Bishop’s latest album “The Blues Rolls On” is a follow up to 2005’s “Gettin’ My Groove Back” which reached the top ten on the blues charts. Even more than that release, this latest record is a celebration of the musical form that he has been playing for more than 45 years. His introduction to the blues while living in heavily segregated Tulsa, Oklahoma during the 1950s has an epiphanic resonance to all who love the mythic origins of rock and its many tributaries. It was the experience of listening to Jimmy Reed playing the harmonica on the song “Honest I Do”, heard through a mist of static from distant WLAC broadcasting from Nashville which he attributes as the source of his passion for the blues. Mr. Bishop describes the music as “piercing and cutting through like a knife”.
Bishop later attended The University of Chicago, meeting fellow aficionado Paul Butterfield during his first week roaming that city’s famous blues cauldrons. All of the greats of the era could be heard performing in any of the numerous blues and folk oriented clubs that were the Mecca of that rich and vital music scene. Adding guitarist Mike Bloomfield, the Paul Butterfield Blues Band recorded their first album with its eponymous title in 1965. It ushered in a new era and a new musical genre: blues rock. The Butterfield Band had a further appointment with history, teaming with Bob Dylan for an enormously controversial electric appearance at the 1965 Newport Folk Festival. To call that event seismic would be to understate its importance. Bishop left the band in 1968, moving to San Francisco and recording several solo hits in the 1970s. He continues to tour and record, his slide guitar technique developing over the years into its familiar slashing expressiveness coupled with a lively wit that is stylistically unique.

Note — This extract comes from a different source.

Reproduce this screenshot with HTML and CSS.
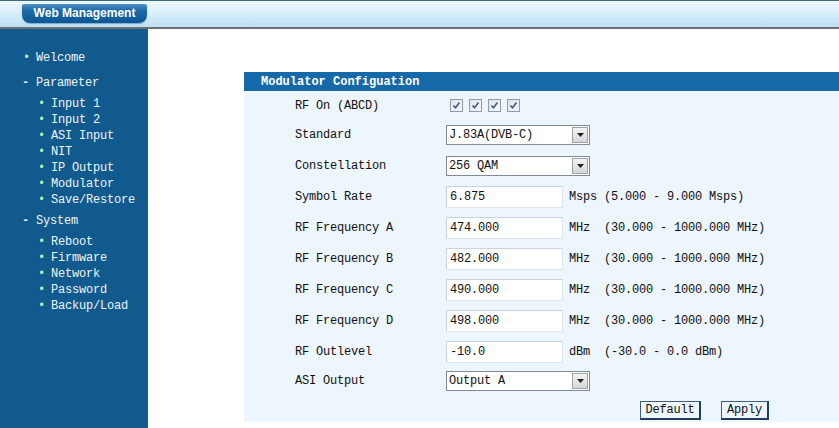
FILE: index.html
```html
<!DOCTYPE html>
<html lang="en">

<head>
  <meta charset="UTF-8" />
  <title>Web Management</title>
  <link rel="stylesheet" href="styles.css">
</head>

<body>

  <div class="header">
    <div class="tab">Web Management</div>
  </div>

  <div class="page">
    <div class="sidebar">
      <ul class="menu">
        <li class="item"><span class="dot">&bull;</span>Welcome</li>
        <li class="group"><span class="dash">-</span>Parameter
          <ul class="sub">
            <li><span class="dot">&bull;</span>Input 1</li>
            <li><span class="dot">&bull;</span>Input 2</li>
            <li><span class="dot">&bull;</span>ASI Input</li>
            <li><span class="dot">&bull;</span>NIT</li>
            <li><span class="dot">&bull;</span>IP Output</li>
            <li><span class="dot">&bull;</span>Modulator</li>
            <li><span class="dot">&bull;</span>Save/Restore</li>
          </ul>
        </li>
        <li class="group"><span class="dash">-</span>System
          <ul class="sub">
            <li><span class="dot">&bull;</span>Reboot</li>
            <li><span class="dot">&bull;</span>Firmware</li>
            <li><span class="dot">&bull;</span>Network</li>
            <li><span class="dot">&bull;</span>Password</li>
            <li><span class="dot">&bull;</span>Backup/Load</li>
          </ul>
        </li>
      </ul>
    </div>

    <div class="content">
      <div class="panel">
        <div class="panel-title">Modulator Configuation</div>

        <div class="row first">
          <div class="label">RF On (ABCD)</div>
          <div class="field checks">
            <span class="check"><svg width="9" height="9" viewBox="0 0 9 9"><path d="M1.5 4.5 L3.5 6.8 L7.5 1.5" fill="none" stroke="#3f5c8c" stroke-width="1.6"/></svg></span>
            <span class="check"><svg width="9" height="9" viewBox="0 0 9 9"><path d="M1.5 4.5 L3.5 6.8 L7.5 1.5" fill="none" stroke="#3f5c8c" stroke-width="1.6"/></svg></span>
            <span class="check"><svg width="9" height="9" viewBox="0 0 9 9"><path d="M1.5 4.5 L3.5 6.8 L7.5 1.5" fill="none" stroke="#3f5c8c" stroke-width="1.6"/></svg></span>
            <span class="check"><svg width="9" height="9" viewBox="0 0 9 9"><path d="M1.5 4.5 L3.5 6.8 L7.5 1.5" fill="none" stroke="#3f5c8c" stroke-width="1.6"/></svg></span>
          </div>
        </div>

        <div class="row">
          <div class="label">Standard</div>
          <div class="field">
            <div class="select"><span class="value">J.83A(DVB-C)</span><span class="arrow"><svg width="7" height="4" viewBox="0 0 7 4"><path d="M0 0 H7 L3.5 4 Z" fill="#222"/></svg></span></div>
          </div>
        </div>

        <div class="row">
          <div class="label">Constellation</div>
          <div class="field">
            <div class="select"><span class="value">256 QAM</span><span class="arrow"><svg width="7" height="4" viewBox="0 0 7 4"><path d="M0 0 H7 L3.5 4 Z" fill="#222"/></svg></span></div>
          </div>
        </div>

        <div class="row">
          <div class="label">Symbol Rate</div>
          <div class="field"><span class="input">6.875</span><span class="unit">Msps (5.000 - 9.000 Msps)</span></div>
        </div>

        <div class="row">
          <div class="label">RF Frequency A</div>
          <div class="field"><span class="input">474.000</span><span class="unit">MHz  (30.000 - 1000.000 MHz)</span></div>
        </div>

        <div class="row">
          <div class="label">RF Frequency B</div>
          <div class="field"><span class="input">482.000</span><span class="unit">MHz  (30.000 - 1000.000 MHz)</span></div>
        </div>

        <div class="row">
          <div class="label">RF Frequency C</div>
          <div class="field"><span class="input">490.000</span><span class="unit">MHz  (30.000 - 1000.000 MHz)</span></div>
        </div>

        <div class="row">
          <div class="label">RF Frequency D</div>
          <div class="field"><span class="input">498.000</span><span class="unit">MHz  (30.000 - 1000.000 MHz)</span></div>
        </div>

        <div class="row">
          <div class="label">RF Outlevel</div>
          <div class="field"><span class="input">-10.0</span><span class="unit">dBm  (-30.0 - 0.0 dBm)</span></div>
        </div>

        <div class="row last">
          <div class="label">ASI Output</div>
          <div class="field">
            <div class="select"><span class="value">Output A</span><span class="arrow"><svg width="7" height="4" viewBox="0 0 7 4"><path d="M0 0 H7 L3.5 4 Z" fill="#222"/></svg></span></div>
          </div>
        </div>

        <div class="buttons">
          <button class="btn default">Default</button>
          <button class="btn">Apply</button>
        </div>
      </div>
    </div>
  </div>

</body>

</html>
```

FILE: styles.css
```css
body {
  margin: 0;
  padding: 0;
  width: 839px;
  height: 428px;
  overflow: hidden;
  background-color: #fff;
  font-family: "Liberation Mono", "DejaVu Sans Mono", monospace;
  font-size: 12px;
  letter-spacing: -0.2px;
  color: #111;
}

/* top bar */
.header {
  height: 26px;
  border-top: 1px solid #3d6a85;
  border-bottom: 2px solid #6c7175;
  background: linear-gradient(to bottom, #eef8fd 0%, #d9eefa 45%, #bcdff2 100%);
  padding-left: 22px;
}

.tab {
  width: 125px;
  height: 19px;
  margin-top: 3px;
  background: linear-gradient(to bottom, #4f8fc4 0%, #1d69a8 35%, #0d5696 100%);
  border-radius: 2px 2px 8px 8px;
  color: #fff;
  font-family: "Liberation Sans", Arial, sans-serif;
  font-weight: bold;
  font-size: 12px;
  letter-spacing: 0;
  line-height: 19px;
  text-align: center;
  box-shadow: 0 1px 1px #7ba9c8;
}

.page {
  display: flex;
  height: 399px;
}

/* left menu */
.sidebar {
  width: 148px;
  flex-shrink: 0;
  background-color: #115a8d;
  color: #eef4f8;
}

.menu {
  list-style: none;
  margin: 0;
  padding: 21px 0 0 22px;
}

.menu li {
  white-space: nowrap;
}

.item {
  line-height: 16px;
  margin-bottom: 9px;
}

.group {
  line-height: 16px;
  margin-bottom: 5px;
}

.dot {
  display: inline-block;
  width: 14px;
  color: #b8f0b4;
  text-indent: 1px;
}

.dash {
  display: inline-block;
  width: 14px;
  color: #e8f0f4;
  font-weight: bold;
}

.sub {
  list-style: none;
  margin: 5px 0 0 0;
  padding: 0 0 0 15px;
}

.sub li {
  line-height: 16px;
}

/* main area */
.content {
  flex: 1;
  padding: 43px 0 0 96px;
}

.panel {
  background-color: #edf5fd;
  height: 350px;
}

.panel-title {
  height: 19px;
  line-height: 20px;
  background-color: #1569a8;
  color: #fff;
  font-weight: bold;
  padding-left: 17px;
  letter-spacing: 0;
  font-size: 12px;
}

.row {
  display: flex;
  align-items: center;
  height: 31px;
  padding-left: 51px;
}

.row.first {
  height: 27px;
  padding-top: 1px;
}

.row.last {
  height: 28px;
}

.label {
  width: 151px;
  white-space: pre;
}

.field {
  display: flex;
  align-items: center;
  white-space: pre;
}

.checks {
  gap: 6px;
  padding-left: 4px;
}

.check {
  display: flex;
  align-items: center;
  justify-content: center;
  width: 11px;
  height: 11px;
  border: 1px solid #8d9cae;
  background: linear-gradient(to bottom right, #dfe5ec, #f4f6f8);
}

.input {
  display: block;
  width: 112px;
  height: 20px;
  line-height: 21px;
  padding-left: 3px;
  border: 1px solid #dde6ef;
  border-top-color: #c9d3dd;
  border-left-color: #c9d3dd;
  background-color: #fff;
  margin-right: 6px;
}

.unit {
  color: #111;
}

.select {
  display: flex;
  align-items: center;
  width: 142px;
  height: 18px;
  border: 1px solid #7f8a96;
  background-color: #fff;
}

.select .value {
  flex: 1;
  padding-left: 2px;
  line-height: 18px;
}

.arrow {
  display: flex;
  align-items: center;
  justify-content: center;
  width: 14px;
  height: 14px;
  margin-right: 1px;
  border: 1px solid #9aa3ad;
  background: linear-gradient(to bottom, #f4f4f4, #d6d6d6);
}

.buttons {
  display: flex;
  gap: 20px;
  padding: 6px 0 0 396px;
}

.btn {
  height: 19px;
  padding: 0;
  border-style: solid;
  border-width: 1px 2px 2px 1px;
  border-color: #3c5f80 #1f3d5c #1f3d5c #3c5f80;
  background-color: #edf5fd;
  font-family: "Liberation Mono", "DejaVu Sans Mono", monospace;
  font-size: 12px;
  letter-spacing: -0.2px;
  color: #111;
  width: 48px;
}

.btn.default {
  width: 61px;
}
```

“The Blues Rolls On” features a host of excellent blues musicians including B. B. King, Warren Haynes, Derek Trucks, George Thorogood, James Cotton, Kim Wilson and John Nemeth. Bishop sings on most of the tracks, his voice a raspy approximation of a crooner, with Nemeth and others pitching in on a few. The guitar playing is the focus of this splendid recording and it is superb. On Bishop’s remake of his 70s solo hit “Struttin’ My Stuff” with Haynes and Trucks we hear some of the finest recorded slide guitar playing since the heyday of Duane Allman and the canonic “Layla” album. The crackling track with B. B. King “Keep a Dollar in Your Pocket” features some banter with the legendary bluesman. As this is a widescreen view of the state of the blues the youngest accompanying musician on this celebration of the music is nine years old, the oldest is 82. This inspirational recording is a wonderful overview of modern blues. Bishop’s love for the genre can be heard in every sustained, over-driven note.
The music was recorded at multiple venues ranging from state-of-the-art studios, the Voodoo Lounge and “The Legendary Blues Cruise” off the west coast of Mexico. The sound reflects this; it is generally excellent but is variable by nature. However, there is nothing detrimental to the music which shines regardless of where it was recorded.